Work to complete: Transcribe all of the material exactly. Any picture in it should be left out.

— BEGIN Data shown —

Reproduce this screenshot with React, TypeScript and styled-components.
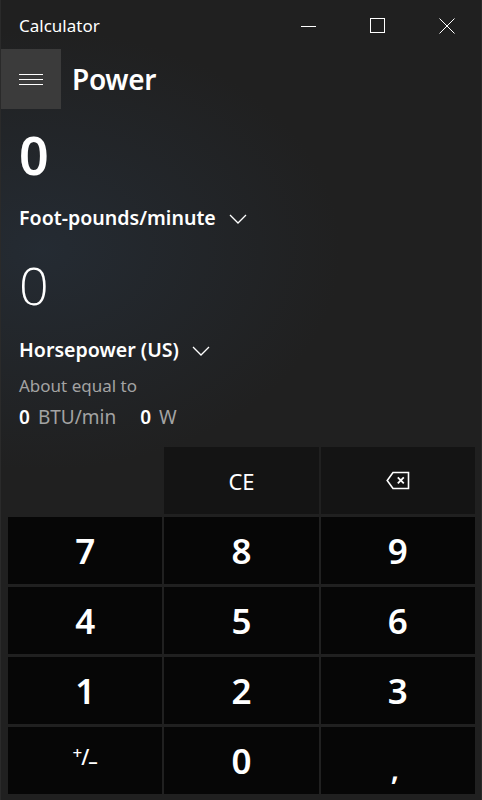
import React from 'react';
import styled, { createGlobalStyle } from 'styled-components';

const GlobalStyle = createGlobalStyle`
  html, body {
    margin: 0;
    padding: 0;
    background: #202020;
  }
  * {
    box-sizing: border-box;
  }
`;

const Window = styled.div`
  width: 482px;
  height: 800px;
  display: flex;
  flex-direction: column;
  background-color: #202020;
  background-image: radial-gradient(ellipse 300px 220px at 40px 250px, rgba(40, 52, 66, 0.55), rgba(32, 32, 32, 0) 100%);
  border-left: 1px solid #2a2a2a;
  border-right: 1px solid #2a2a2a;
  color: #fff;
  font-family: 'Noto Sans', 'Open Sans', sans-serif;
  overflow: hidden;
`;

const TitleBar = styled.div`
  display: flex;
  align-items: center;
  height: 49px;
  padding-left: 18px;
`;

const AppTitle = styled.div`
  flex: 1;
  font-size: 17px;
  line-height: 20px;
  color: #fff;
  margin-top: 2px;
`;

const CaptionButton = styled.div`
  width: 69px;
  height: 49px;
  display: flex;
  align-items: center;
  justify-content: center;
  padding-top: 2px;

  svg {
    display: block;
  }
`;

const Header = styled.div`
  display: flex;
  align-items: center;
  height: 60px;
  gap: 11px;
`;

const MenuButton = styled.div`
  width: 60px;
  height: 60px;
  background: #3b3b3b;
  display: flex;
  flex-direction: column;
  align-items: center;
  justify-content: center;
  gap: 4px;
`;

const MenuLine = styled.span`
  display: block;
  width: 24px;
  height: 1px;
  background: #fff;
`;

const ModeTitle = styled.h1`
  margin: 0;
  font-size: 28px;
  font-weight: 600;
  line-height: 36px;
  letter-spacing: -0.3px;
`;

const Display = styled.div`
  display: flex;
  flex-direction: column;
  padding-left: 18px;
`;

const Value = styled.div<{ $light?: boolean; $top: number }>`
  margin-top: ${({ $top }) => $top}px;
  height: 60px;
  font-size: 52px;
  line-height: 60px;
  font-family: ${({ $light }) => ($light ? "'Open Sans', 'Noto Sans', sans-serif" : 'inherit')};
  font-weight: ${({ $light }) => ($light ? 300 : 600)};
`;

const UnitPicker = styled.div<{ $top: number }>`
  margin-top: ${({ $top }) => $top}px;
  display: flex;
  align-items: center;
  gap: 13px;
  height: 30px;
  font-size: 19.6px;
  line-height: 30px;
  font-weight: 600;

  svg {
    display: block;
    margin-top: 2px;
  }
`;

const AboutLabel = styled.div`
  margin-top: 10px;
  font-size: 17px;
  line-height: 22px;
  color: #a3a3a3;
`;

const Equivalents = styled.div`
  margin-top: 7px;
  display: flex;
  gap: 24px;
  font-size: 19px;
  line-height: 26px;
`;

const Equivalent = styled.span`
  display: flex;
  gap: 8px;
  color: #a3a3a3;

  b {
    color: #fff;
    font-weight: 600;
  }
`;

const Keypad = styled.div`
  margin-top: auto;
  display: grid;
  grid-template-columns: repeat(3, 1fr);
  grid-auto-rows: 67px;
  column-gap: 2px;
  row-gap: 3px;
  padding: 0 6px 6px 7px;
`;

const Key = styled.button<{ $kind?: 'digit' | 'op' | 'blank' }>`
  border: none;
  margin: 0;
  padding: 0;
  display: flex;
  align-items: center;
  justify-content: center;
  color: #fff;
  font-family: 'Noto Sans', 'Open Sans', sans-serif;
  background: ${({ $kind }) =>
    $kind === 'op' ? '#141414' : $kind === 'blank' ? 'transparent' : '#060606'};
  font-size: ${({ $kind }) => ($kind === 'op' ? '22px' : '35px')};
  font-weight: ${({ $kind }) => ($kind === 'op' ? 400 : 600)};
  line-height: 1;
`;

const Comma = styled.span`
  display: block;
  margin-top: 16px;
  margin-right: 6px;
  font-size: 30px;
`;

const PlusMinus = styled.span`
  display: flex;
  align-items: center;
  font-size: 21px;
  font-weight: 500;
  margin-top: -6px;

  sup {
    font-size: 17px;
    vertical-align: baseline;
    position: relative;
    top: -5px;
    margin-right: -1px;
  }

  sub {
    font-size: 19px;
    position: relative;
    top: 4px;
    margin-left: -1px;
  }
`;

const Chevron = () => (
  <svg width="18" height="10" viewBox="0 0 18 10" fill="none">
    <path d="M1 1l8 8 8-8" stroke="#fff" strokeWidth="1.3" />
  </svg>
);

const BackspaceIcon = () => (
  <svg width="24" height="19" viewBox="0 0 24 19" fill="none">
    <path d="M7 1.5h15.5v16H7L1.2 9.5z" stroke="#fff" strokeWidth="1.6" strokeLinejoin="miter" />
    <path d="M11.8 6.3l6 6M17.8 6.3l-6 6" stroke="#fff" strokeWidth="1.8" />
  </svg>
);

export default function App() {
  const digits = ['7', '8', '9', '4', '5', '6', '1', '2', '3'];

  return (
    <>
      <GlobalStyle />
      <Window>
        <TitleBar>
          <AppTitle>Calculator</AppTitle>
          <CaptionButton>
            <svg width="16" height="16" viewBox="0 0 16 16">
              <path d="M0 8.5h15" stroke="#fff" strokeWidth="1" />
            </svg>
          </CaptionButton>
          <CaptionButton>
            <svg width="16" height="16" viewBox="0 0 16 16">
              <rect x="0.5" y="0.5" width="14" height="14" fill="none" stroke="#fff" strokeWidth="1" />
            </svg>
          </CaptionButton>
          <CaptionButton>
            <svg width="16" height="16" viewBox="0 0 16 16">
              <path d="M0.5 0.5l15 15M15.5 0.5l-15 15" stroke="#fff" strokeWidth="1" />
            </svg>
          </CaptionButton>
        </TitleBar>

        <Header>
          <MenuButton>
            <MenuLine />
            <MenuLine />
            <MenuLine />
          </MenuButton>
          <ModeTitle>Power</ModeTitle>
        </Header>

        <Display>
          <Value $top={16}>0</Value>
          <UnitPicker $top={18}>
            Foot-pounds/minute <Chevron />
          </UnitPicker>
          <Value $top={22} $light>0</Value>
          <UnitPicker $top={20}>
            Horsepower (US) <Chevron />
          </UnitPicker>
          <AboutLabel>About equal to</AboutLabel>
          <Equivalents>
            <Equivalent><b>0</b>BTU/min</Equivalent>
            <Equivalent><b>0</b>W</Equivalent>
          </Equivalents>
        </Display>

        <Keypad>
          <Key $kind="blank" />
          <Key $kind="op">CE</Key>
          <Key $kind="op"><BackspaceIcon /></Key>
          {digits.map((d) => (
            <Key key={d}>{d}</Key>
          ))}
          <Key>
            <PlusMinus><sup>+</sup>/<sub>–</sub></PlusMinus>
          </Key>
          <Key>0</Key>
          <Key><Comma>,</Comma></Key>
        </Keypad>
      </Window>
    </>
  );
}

— END Data shown —

Full answer:
Reproduce this screenshot with React, TypeScript and styled-components.
import React from 'react';
import styled, { createGlobalStyle } from 'styled-components';

const GlobalStyle = createGlobalStyle`
  html, body {
    margin: 0;
    padding: 0;
    background: #202020;
  }
  * {
    box-sizing: border-box;
  }
`;

const Window = styled.div`
  width: 482px;
  height: 800px;
  display: flex;
  flex-direction: column;
  background-color: #202020;
  background-image: radial-gradient(ellipse 300px 220px at 40px 250px, rgba(40, 52, 66, 0.55), rgba(32, 32, 32, 0) 100%);
  border-left: 1px solid #2a2a2a;
  border-right: 1px solid #2a2a2a;
  color: #fff;
  font-family: 'Noto Sans', 'Open Sans', sans-serif;
  overflow: hidden;
`;

const TitleBar = styled.div`
  display: flex;
  align-items: center;
  height: 49px;
  padding-left: 18px;
`;

const AppTitle = styled.div`
  flex: 1;
  font-size: 17px;
  line-height: 20px;
  color: #fff;
  margin-top: 2px;
`;

const CaptionButton = styled.div`
  width: 69px;
  height: 49px;
  display: flex;
  align-items: center;
  justify-content: center;
  padding-top: 2px;

  svg {
    display: block;
  }
`;

const Header = styled.div`
  display: flex;
  align-items: center;
  height: 60px;
  gap: 11px;
`;

const MenuButton = styled.div`
  width: 60px;
  height: 60px;
  background: #3b3b3b;
  display: flex;
  flex-direction: column;
  align-items: center;
  justify-content: center;
  gap: 4px;
`;

const MenuLine = styled.span`
  display: block;
  width: 24px;
  height: 1px;
  background: #fff;
`;

const ModeTitle = styled.h1`
  margin: 0;
  font-size: 28px;
  font-weight: 600;
  line-height: 36px;
  letter-spacing: -0.3px;
`;

const Display = styled.div`
  display: flex;
  flex-direction: column;
  padding-left: 18px;
`;

const Value = styled.div<{ $light?: boolean; $top: number }>`
  margin-top: ${({ $top }) => $top}px;
  height: 60px;
  font-size: 52px;
  line-height: 60px;
  font-family: ${({ $light }) => ($light ? "'Open Sans', 'Noto Sans', sans-serif" : 'inherit')};
  font-weight: ${({ $light }) => ($light ? 300 : 600)};
`;

const UnitPicker = styled.div<{ $top: number }>`
  margin-top: ${({ $top }) => $top}px;
  display: flex;
  align-items: center;
  gap: 13px;
  height: 30px;
  font-size: 19.6px;
  line-height: 30px;
  font-weight: 600;

  svg {
    display: block;
    margin-top: 2px;
  }
`;

const AboutLabel = styled.div`
  margin-top: 10px;
  font-size: 17px;
  line-height: 22px;
  color: #a3a3a3;
`;

const Equivalents = styled.div`
  margin-top: 7px;
  display: flex;
  gap: 24px;
  font-size: 19px;
  line-height: 26px;
`;

const Equivalent = styled.span`
  display: flex;
  gap: 8px;
  color: #a3a3a3;

  b {
    color: #fff;
    font-weight: 600;
  }
`;

const Keypad = styled.div`
  margin-top: auto;
  display: grid;
  grid-template-columns: repeat(3, 1fr);
  grid-auto-rows: 67px;
  column-gap: 2px;
  row-gap: 3px;
  padding: 0 6px 6px 7px;
`;

const Key = styled.button<{ $kind?: 'digit' | 'op' | 'blank' }>`
  border: none;
  margin: 0;
  padding: 0;
  display: flex;
  align-items: center;
  justify-content: center;
  color: #fff;
  font-family: 'Noto Sans', 'Open Sans', sans-serif;
  background: ${({ $kind }) =>
    $kind === 'op' ? '#141414' : $kind === 'blank' ? 'transparent' : '#060606'};
  font-size: ${({ $kind }) => ($kind === 'op' ? '22px' : '35px')};
  font-weight: ${({ $kind }) => ($kind === 'op' ? 400 : 600)};
  line-height: 1;
`;

const Comma = styled.span`
  display: block;
  margin-top: 16px;
  margin-right: 6px;
  font-size: 30px;
`;

const PlusMinus = styled.span`
  display: flex;
  align-items: center;
  font-size: 21px;
  font-weight: 500;
  margin-top: -6px;

  sup {
    font-size: 17px;
    vertical-align: baseline;
    position: relative;
    top: -5px;
    margin-right: -1px;
  }

  sub {
    font-size: 19px;
    position: relative;
    top: 4px;
    margin-left: -1px;
  }
`;

const Chevron = () => (
  <svg width="18" height="10" viewBox="0 0 18 10" fill="none">
    <path d="M1 1l8 8 8-8" stroke="#fff" strokeWidth="1.3" />
  </svg>
);

const BackspaceIcon = () => (
  <svg width="24" height="19" viewBox="0 0 24 19" fill="none">
    <path d="M7 1.5h15.5v16H7L1.2 9.5z" stroke="#fff" strokeWidth="1.6" strokeLinejoin="miter" />
    <path d="M11.8 6.3l6 6M17.8 6.3l-6 6" stroke="#fff" strokeWidth="1.8" />
  </svg>
);

export default function App() {
  const digits = ['7', '8', '9', '4', '5', '6', '1', '2', '3'];

  return (
    <>
      <GlobalStyle />
      <Window>
        <TitleBar>
          <AppTitle>Calculator</AppTitle>
          <CaptionButton>
            <svg width="16" height="16" viewBox="0 0 16 16">
              <path d="M0 8.5h15" stroke="#fff" strokeWidth="1" />
            </svg>
          </CaptionButton>
          <CaptionButton>
            <svg width="16" height="16" viewBox="0 0 16 16">
              <rect x="0.5" y="0.5" width="14" height="14" fill="none" stroke="#fff" strokeWidth="1" />
            </svg>
          </CaptionButton>
          <CaptionButton>
            <svg width="16" height="16" viewBox="0 0 16 16">
              <path d="M0.5 0.5l15 15M15.5 0.5l-15 15" stroke="#fff" strokeWidth="1" />
            </svg>
          </CaptionButton>
        </TitleBar>

        <Header>
          <MenuButton>
            <MenuLine />
            <MenuLine />
            <MenuLine />
          </MenuButton>
          <ModeTitle>Power</ModeTitle>
        </Header>

        <Display>
          <Value $top={16}>0</Value>
          <UnitPicker $top={18}>
            Foot-pounds/minute <Chevron />
          </UnitPicker>
          <Value $top={22} $light>0</Value>
          <UnitPicker $top={20}>
            Horsepower (US) <Chevron />
          </UnitPicker>
          <AboutLabel>About equal to</AboutLabel>
          <Equivalents>
            <Equivalent><b>0</b>BTU/min</Equivalent>
            <Equivalent><b>0</b>W</Equivalent>
          </Equivalents>
        </Display>

        <Keypad>
          <Key $kind="blank" />
          <Key $kind="op">CE</Key>
          <Key $kind="op"><BackspaceIcon /></Key>
          {digits.map((d) => (
            <Key key={d}>{d}</Key>
          ))}
          <Key>
            <PlusMinus><sup>+</sup>/<sub>–</sub></PlusMinus>
          </Key>
          <Key>0</Key>
          <Key><Comma>,</Comma></Key>
        </Keypad>
      </Window>
    </>
  );
}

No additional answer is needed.